榊さんは、成田で見送る時に、確かに私に言ったのだ。「夢の、10日間の始まりですね」と。私も「そうですね。行ってきます」と言葉を返した。

心は、体に遅れて旅先にやってくる。

では帰りは?

体は、旅先に心を置いて、先に日本へ、帰ってしまう。

心はまだ、モロッコの空を飛んでいた。写真という行為を愛していて、よかった、と私は思う。だから撮るのだろうか。あの一瞬を、なかったことにしたくなくて。いつまでも、覚えていられるように。

でも、できることなら、あの砂漠の信じられないように美しかった、二度と忘れたくない、もう一度戻りたい。そう、もう本当に美しかった。あの夜を、声を、音を、ベルベルの太鼓の音楽と、彼らの歌声を。録音でも、しておけばよかった。

砂漠を四駆で駆け抜ける時のBGMと、彼の横顔、砂の山の刻一刻と表情を変えるあの感じ。それらを動画で撮影していたことは、自分で自分を、褒めてあげていいと思った。

けれどまだ見ない。振り返らない。まだ私は、記憶の装置に頼ることなく、私の感性と記憶の中を、もう一度旅したい。旅を、することが、まだできる。のであれば。

動画は見ない。写真も見ない。一緒に旅した人たちにメッセージを送ろうともしたけれど、「帰って来ちゃったね」そう言ってしまえば、本当に帰って来てしまったことに、なってしまう。

毎日飲んでいたミントティーは、おみやげにしたからあと数十センチ手を伸ばせば、そこのデスクに置いてあるから届くけど。手は伸ばさない。モロッコの人が狂ったように好む、棒砂糖をたっぷりと入れた甘く、やっぱり狂ったミントティーなんて、まだ飲まない。

飲んだら泣いてしまう。

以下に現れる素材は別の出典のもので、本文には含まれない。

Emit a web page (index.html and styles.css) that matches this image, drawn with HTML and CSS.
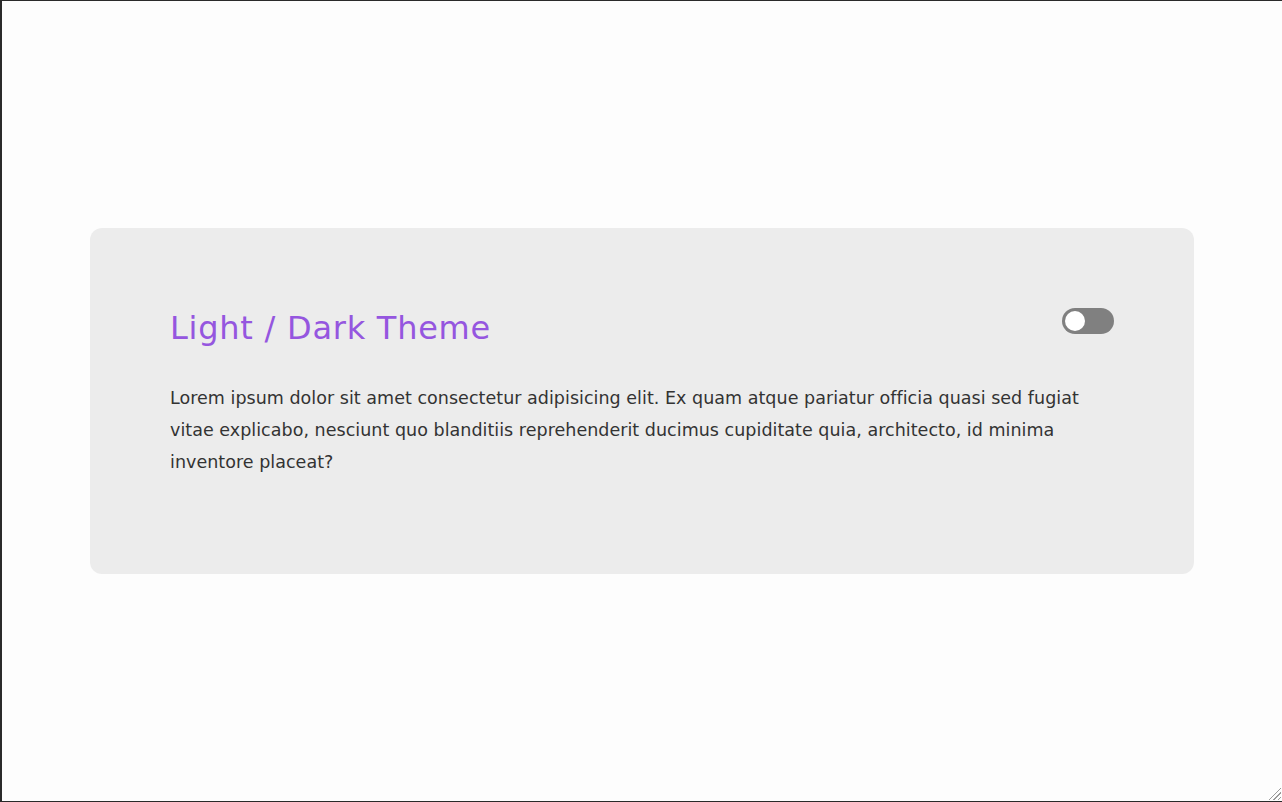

噛み締めてしまう。帰って来てしまったことを。

まだ帰って来たくなかった。帰りたくない。


でも、今の私にはこれが日常だ。認めなきゃ。ただいま日本。さようならモロッコ。また、行くね。やっぱりあの喧騒と乾燥とカラフルと「シュクラン」の行き交う。海を越えた、大陸を挟んだ、アフリカの北の大地の、あの。モロッコという場所。

好き、なの。違う文化圏、違う記憶、いつもと異なる、色彩の。

それを、大好きになれた9人の人に、カケラだけでも一緒に見てもらえてよかった。せわしなく移動を続けた、秋の始まりの旅。いつも、そう。言葉を綴ることで、私は私の世界を生きる。整理をする。

そうしてまた、旅に出るのだ。いつまでも、きっと。